Over 70% of 2m new customers first-time investors: Upstox

MUMBAI: Discount brokerage Upstox, backed by Ratan Tata and Tiger Global, says more than 70 per cent of its over 2 million new customers are first-time investors and under-36 — something even traditional brokerages also back given the massive over 20 million new investors coming in the market during the pandemic year.

According to the data from the National Securities Depository, and Central Depository Services, a record 14.2 million new demat accounts were opened in FY21, a near three-fold rise from the previous year’s 4.9 million.

The massive 68 per cent market rally after the meltdown in the first half of 2020 has seen a massive influx of investors into the equity markets during the year when the whole country was under lockdown for long.

While limited spending options left more money in the hands of people, a major spike in gold prices and a dip in property prices forced many to opt for equities to park their funds.

This was visible from the record foreign investments into the market — USD 35 billion in FY21 and foreigners own close to a quarter of the market today valued at over USD 593 billion.

“Our customer on-boarding surged over three-times in FY21, adding more than 2 million customers, taking our customer base to over 4 million. Of this, over 80 per cent are in the 18-36 age bracket, and over 70 per cent of the new customers are first-time investors,” Ravi Kumar, co-founder and chief executive of Upstox, told PTI.

On the regional profile of customers, he said of the total customers of over 4 million around 40 per cent of them are from Maharashtra, Telangana and Andhra, which are traditionally high investor base states, along with Gujarat.

Recently the BSE said of the 70 million users on its platform, close to 15 million are from Maharashtra alone, followed by Gujarat with 8.6 million; UP (5.2 million), Tamil Nadu (4.23 million) and Karnataka with 4.22 million investors.

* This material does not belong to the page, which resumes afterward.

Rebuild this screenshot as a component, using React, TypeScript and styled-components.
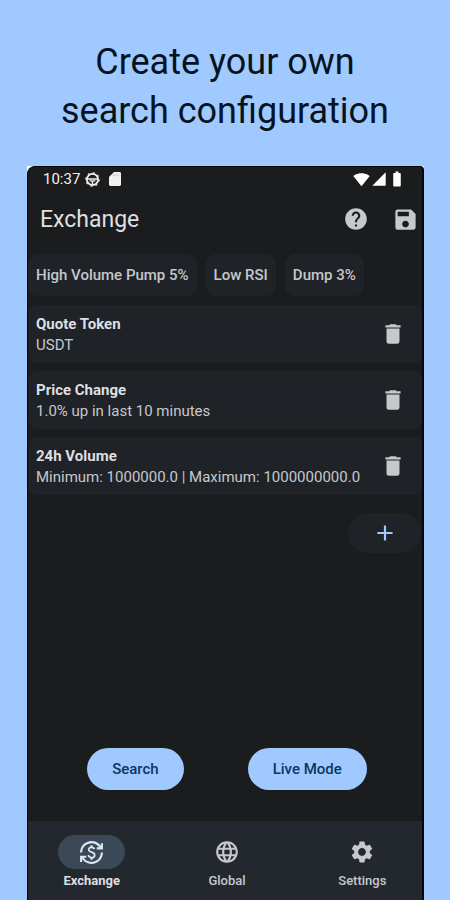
import React from 'react';
import styled, { createGlobalStyle } from 'styled-components';
import {
  MdAdd,
  MdBatteryFull,
  MdCurrencyExchange,
  MdDelete,
  MdHelp,
  MdLanguage,
  MdSave,
  MdSettings,
  MdSignalCellular4Bar,
  MdSignalWifi4Bar,
} from 'react-icons/md';

const color = {
  sky: '#9fc9ff',
  screen: '#1b1c1e',
  card: '#1f2328',
  nav: '#23282e',
  text: '#dedfe2',
  muted: '#c6c8cb',
  onSky: '#0b3765',
};

const GlobalStyle = createGlobalStyle`
  *, *::before, *::after { box-sizing: border-box; }
  body { margin: 0; background: ${color.sky}; font-family: Roboto, "Liberation Sans", sans-serif; }
  button { border: 0; padding: 0; font: inherit; cursor: pointer; }
  svg { display: block; flex: none; }
`;

const Page = styled.div`
  min-height: 100vh;
  display: flex;
  flex-direction: column;
  background: ${color.sky};
`;

const Headline = styled.h1`
  margin: 0;
  padding: 38px 16px 30px;
  font-size: 36px;
  line-height: 49px;
  font-weight: 400;
  text-align: center;
  color: #06131f;
`;

const Frame = styled.main`
  flex: 1;
  display: flex;
  margin: 0 26px 0 27px;
  background: #fff;
`;

const Phone = styled.div`
  flex: 1;
  min-width: 0;
  display: flex;
  flex-direction: column;
  padding-top: 2px;
  border: solid #050607;
  border-width: 1px 2px 0 1px;
  border-radius: 8px 4px 0 0;
  background: ${color.screen};
  color: ${color.text};
`;

const StatusBar = styled.div`
  display: flex;
  align-items: center;
  height: 20px;
  padding: 0 16px 0 15px;
  font-size: 15px;
  color: #f1f1f1;
`;

const Notices = styled.div`
  display: flex;
  align-items: center;
  gap: 9px;
  margin-left: 5px;
`;

const Signals = styled.div`
  display: flex;
  align-items: center;
  gap: 1px;
  margin-left: auto;
  color: #fff;
`;

const AppBar = styled.header`
  display: flex;
  align-items: center;
  height: 60px;
  padding: 0 3px 0 12px;
`;

const Title = styled.h2`
  flex: 1;
  margin: 0;
  font-size: 23px;
  font-weight: 400;
`;

const IconButton = styled.button`
  display: grid;
  place-items: center;
  background: none;
  color: ${color.muted};
`;

const AppActions = styled.div`
  display: flex;
  gap: 23px;
`;

const Presets = styled.div`
  display: flex;
  gap: 9px;
  padding: 5px 0 9px;
`;

const Preset = styled.button`
  height: 42px;
  padding: 0 8px;
  border-radius: 10px;
  background: ${color.card};
  color: ${color.muted};
  font-size: 15px;
  font-weight: 500;
  white-space: nowrap;
`;

const Filters = styled.ul`
  display: flex;
  flex-direction: column;
  gap: 8px;
  margin: 0;
  padding: 0 0 0 1px;
  list-style: none;
`;

const Filter = styled.li`
  display: flex;
  align-items: center;
  justify-content: space-between;
  height: 58px;
  padding: 0 16px 0 7px;
  border-radius: 8px;
  background: ${color.card};
`;

const FilterText = styled.div`
  padding-top: 2px;
`;

const FilterName = styled.h3`
  margin: 0;
  font-size: 15px;
  line-height: 21px;
  font-weight: 700;
`;

const FilterValue = styled.p`
  margin: 0;
  font-size: 15px;
  line-height: 21px;
  color: ${color.muted};
  white-space: nowrap;
`;

const AddButton = styled.button`
  display: grid;
  place-items: center;
  align-self: flex-end;
  width: 73px;
  height: 40px;
  margin: 18px 1px 0 0;
  border-radius: 20px;
  background: ${color.card};
  color: ${color.sky};
`;

const Actions = styled.div`
  display: flex;
  justify-content: center;
  gap: 64px;
  margin-top: auto;
  padding: 24px 0 31px 4px;
`;

const ActionButton = styled.button`
  height: 42px;
  padding: 0 25px;
  border-radius: 21px;
  background: ${color.sky};
  color: ${color.onSky};
  font-size: 15px;
  font-weight: 500;
`;

const NavBar = styled.nav`
  display: grid;
  grid-template-columns: repeat(3, 1fr);
  gap: 16px;
  height: 79px;
  padding: 14px 0 0 4px;
  background: ${color.nav};
`;

const NavItem = styled.button`
  display: flex;
  flex-direction: column;
  align-items: center;
  gap: 3px;
  background: none;
  color: ${color.muted};
  font-size: 13px;
  line-height: 18px;
  font-weight: 500;
  &[aria-current='page'] { color: ${color.text}; font-weight: 700; }
`;

const NavPill = styled.span<{ $active: boolean }>`
  display: grid;
  place-items: center;
  width: 67px;
  height: 34px;
  border-radius: 17px;
  background: ${(p) => (p.$active ? '#3b4858' : 'transparent')};
  color: ${(p) => (p.$active ? '#dce6f5' : color.muted)};
`;

const WheelIcon = () => (
  <svg width="15" height="15" viewBox="0 0 16 16" fill="none" stroke="currentColor" aria-hidden="true">
    <circle cx="8" cy="8" r="6" strokeWidth="1.9" />
    <circle cx="8" cy="8" r="7.2" strokeWidth="1.2" strokeDasharray="2.2 3.45" />
    <path d="M2.5 7.5h11M8 9v4.5M5 9.2L8 9.8L11 9.2" strokeWidth="1.6" />
  </svg>
);

const CardIcon = () => (
  <svg width="12" height="14" viewBox="0 0 12 14" fill="currentColor" aria-hidden="true">
    <path d="M5 0h5.6Q12 0 12 1.4v11.2Q12 14 10.6 14H1.4Q0 14 0 12.6V5z" />
    <path d="M4.8 2.2v2M7 2.2v2M9.2 2.2v2" stroke="#b9babb" strokeWidth="0.9" />
  </svg>
);

const presets = ['High Volume Pump 5%', 'Low RSI', 'Dump 3%'];

const filters = [
  { name: 'Quote Token', value: 'USDT' },
  { name: 'Price Change', value: '1.0% up in last 10 minutes' },
  { name: '24h Volume', value: 'Minimum: 1000000.0 | Maximum: 1000000000.0' },
];

const tabs = [
  { label: 'Exchange', icon: <MdCurrencyExchange size={25} />, active: true },
  { label: 'Global', icon: <MdLanguage size={26} />, active: false },
  { label: 'Settings', icon: <MdSettings size={26} />, active: false },
];

export default function App() {
  return (
    <Page>
      <GlobalStyle />
      <Headline>
        Create your own
        <br />
        search configuration
      </Headline>
      <Frame>
        <Phone>
          <StatusBar>
            <span>10:37</span>
            <Notices>
              <WheelIcon />
              <CardIcon />
            </Notices>
            <Signals>
              <MdSignalWifi4Bar size={17} />
              <MdSignalCellular4Bar size={16} />
              <MdBatteryFull size={18} />
            </Signals>
          </StatusBar>
          <AppBar>
            <Title>Exchange</Title>
            <AppActions>
              <IconButton type="button" aria-label="Help">
                <MdHelp size={26} />
              </IconButton>
              <IconButton type="button" aria-label="Save">
                <MdSave size={27} />
              </IconButton>
            </AppActions>
          </AppBar>
          <Presets>
            {presets.map((preset) => (
              <Preset type="button" key={preset}>{preset}</Preset>
            ))}
          </Presets>
          <Filters>
            {filters.map((filter) => (
              <Filter key={filter.name}>
                <FilterText>
                  <FilterName>{filter.name}</FilterName>
                  <FilterValue>{filter.value}</FilterValue>
                </FilterText>
                <IconButton type="button" aria-label={`Delete ${filter.name}`}>
                  <MdDelete size={26} />
                </IconButton>
              </Filter>
            ))}
          </Filters>
          <AddButton type="button" aria-label="Add filter">
            <MdAdd size={26} />
          </AddButton>
          <Actions>
            <ActionButton type="button">Search</ActionButton>
            <ActionButton type="button">Live Mode</ActionButton>
          </Actions>
          <NavBar>
            {tabs.map((tab) => (
              <NavItem type="button" key={tab.label} aria-current={tab.active ? 'page' : undefined}>
                <NavPill $active={tab.active}>{tab.icon}</NavPill>
                {tab.label}
              </NavItem>
            ))}
          </NavBar>
        </Phone>
      </Frame>
    </Page>
  );
}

As of June 7, there were more than 70 million investor accounts on the BSE alone, which was only 40 million in end March 2020. This means brokerages/exchanges on average added 1.2-1.5 million new investors every month in the year.

Kumar said more than 80 per cent of its customers are from tier 2 &3 cities– traditional brokerage Angel Broking also has similar percentage of customers coming in from small towns and so are the age profile too, as vast majority of them are being under 30.

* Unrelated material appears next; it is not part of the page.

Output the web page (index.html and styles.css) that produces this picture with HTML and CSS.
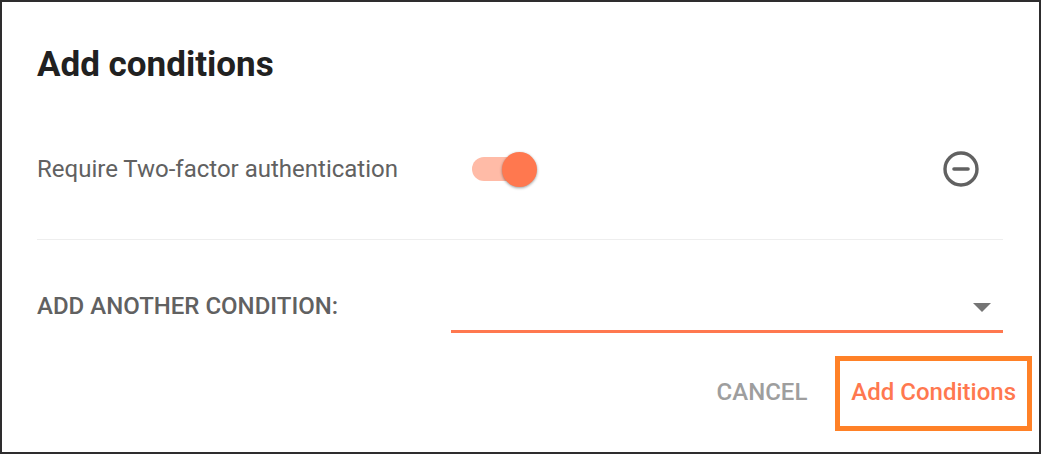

“We’ve seen maximum first-time investors coming in from tier 2 cities like Jaipur, Aurangabad and Warangal. Among tier 3 cities, Karimnagar, Rangareddy and Ahmednagar are leading the race,” Kumar said.

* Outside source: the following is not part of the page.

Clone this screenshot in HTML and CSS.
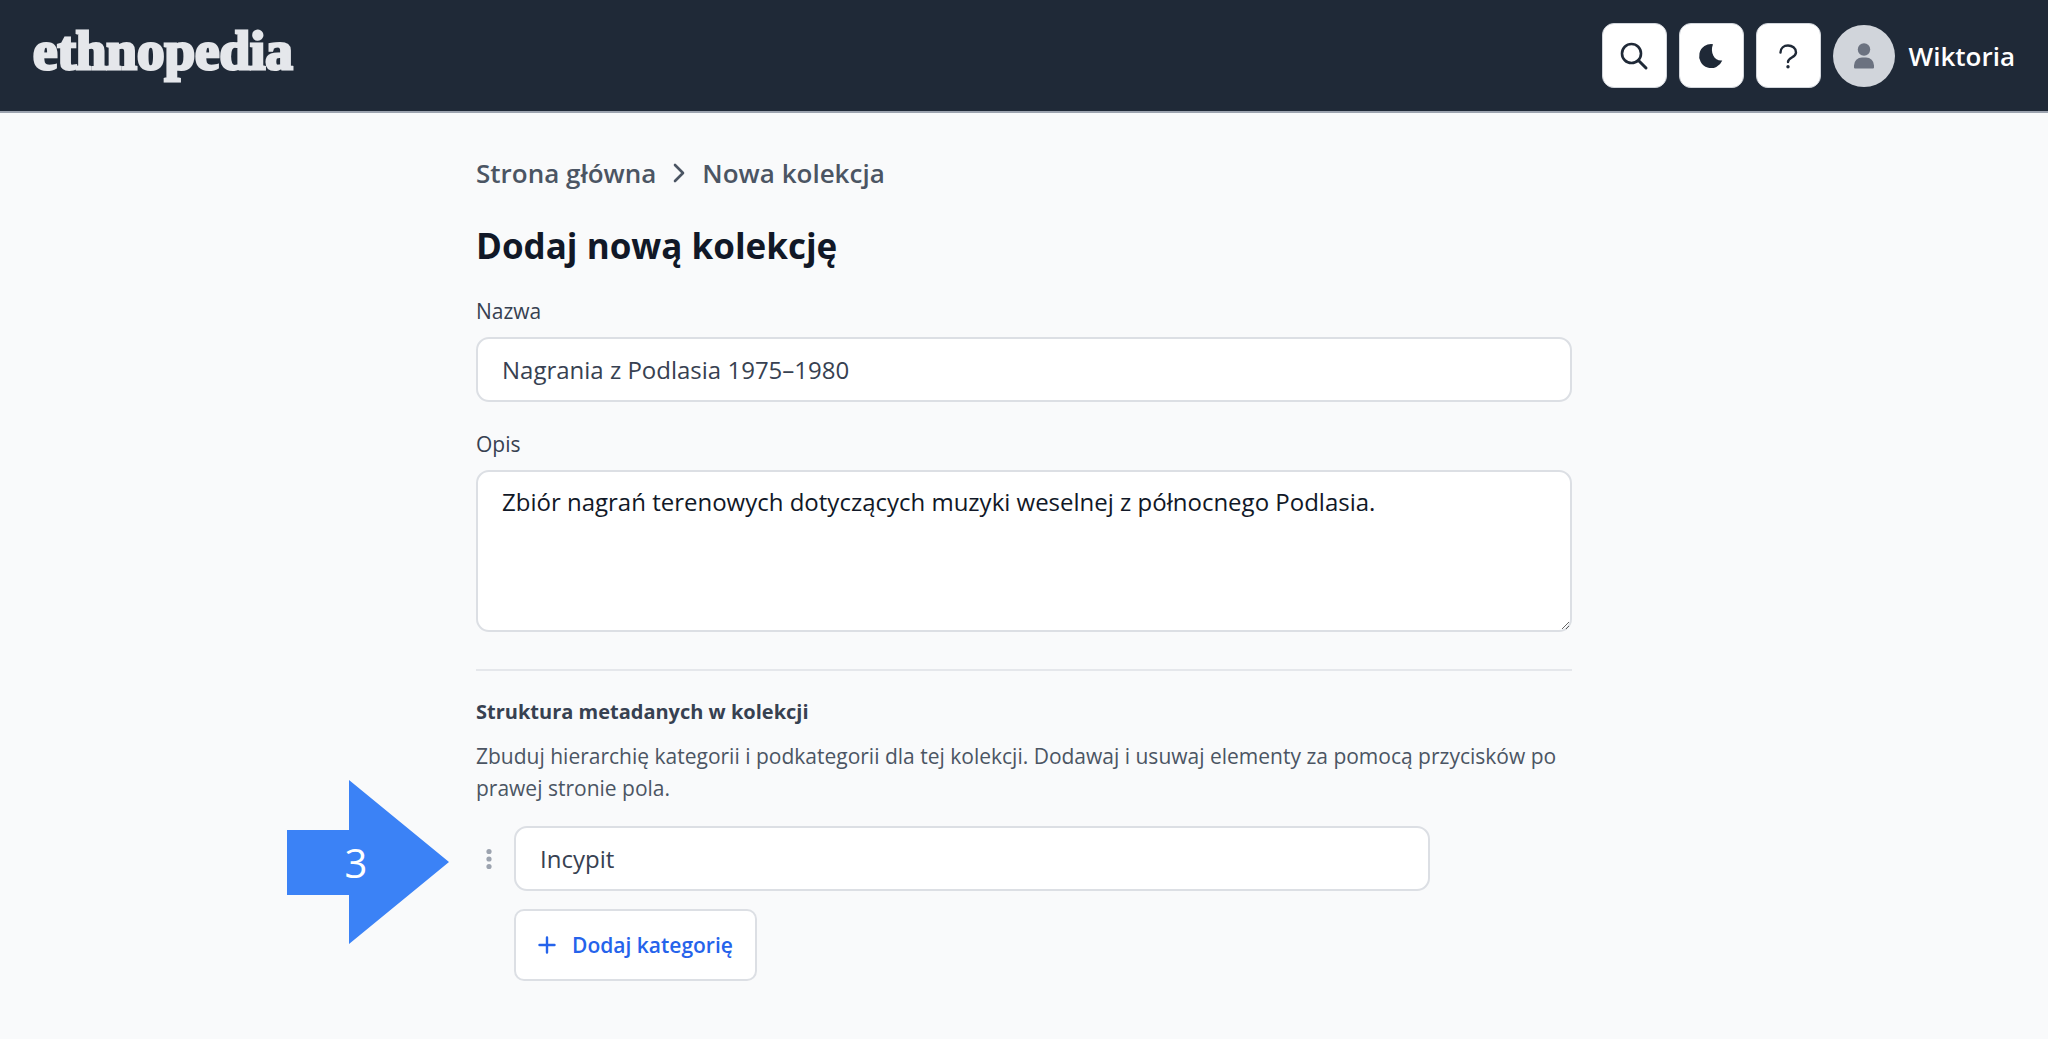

“We want to be the partner of choice for the new generation of traders and investors. We also want to take the financial investment story further by reaching out to the remotest parts of the country, Kumar explained his philosophy. We want to foster a culture of investing, where one does not look at investing as a chore but finds it easy and engaging through a tech-enabled, intuitive platform,” he said.

On why investors are flocking to the equity markets through the digital mode, he said, the pandemic forced many to explore new sources of income.

The digital flourish that the country is known for has significantly boosted digital-based trading and investing and no wonder tech-savvy millenial who have a higher risk appetite than the previous generations, realised that getting started in the stock market is easy in this digital era, Kumar said.

He also said the proliferation of smartphones and low-cost data were other boosters propelling stock trading. From a regulatory side eKYC and Aadhaar eSign have also made demat account opening process paperless and easy, enabling equity participation to expand at a faster pace.

During FY21, the Sensex zoomed a massive 20,040.66 points or 68 per cent, while the Nifty skyrocketed 6,092.95 points or 70.86 per cent despite the pandemic blues. This was considerable as it came a negative return of 30 per cent in FY20.

FY21 rally was best after the FY09 rally when it skyrocketed 80 per cent after tanking 40 per cent following the global financial crisis that began in September 2007.

The massive rally in the market was driven by record foreign investments into the equities in the fiscal.

Prior to April’s outflow, FPIs had been infusing money in equities since October–pumping in over Rs 1.97 lakh crore between October 2020 and March 2021, of which Rs 55,741 crore were in the first three months of this year.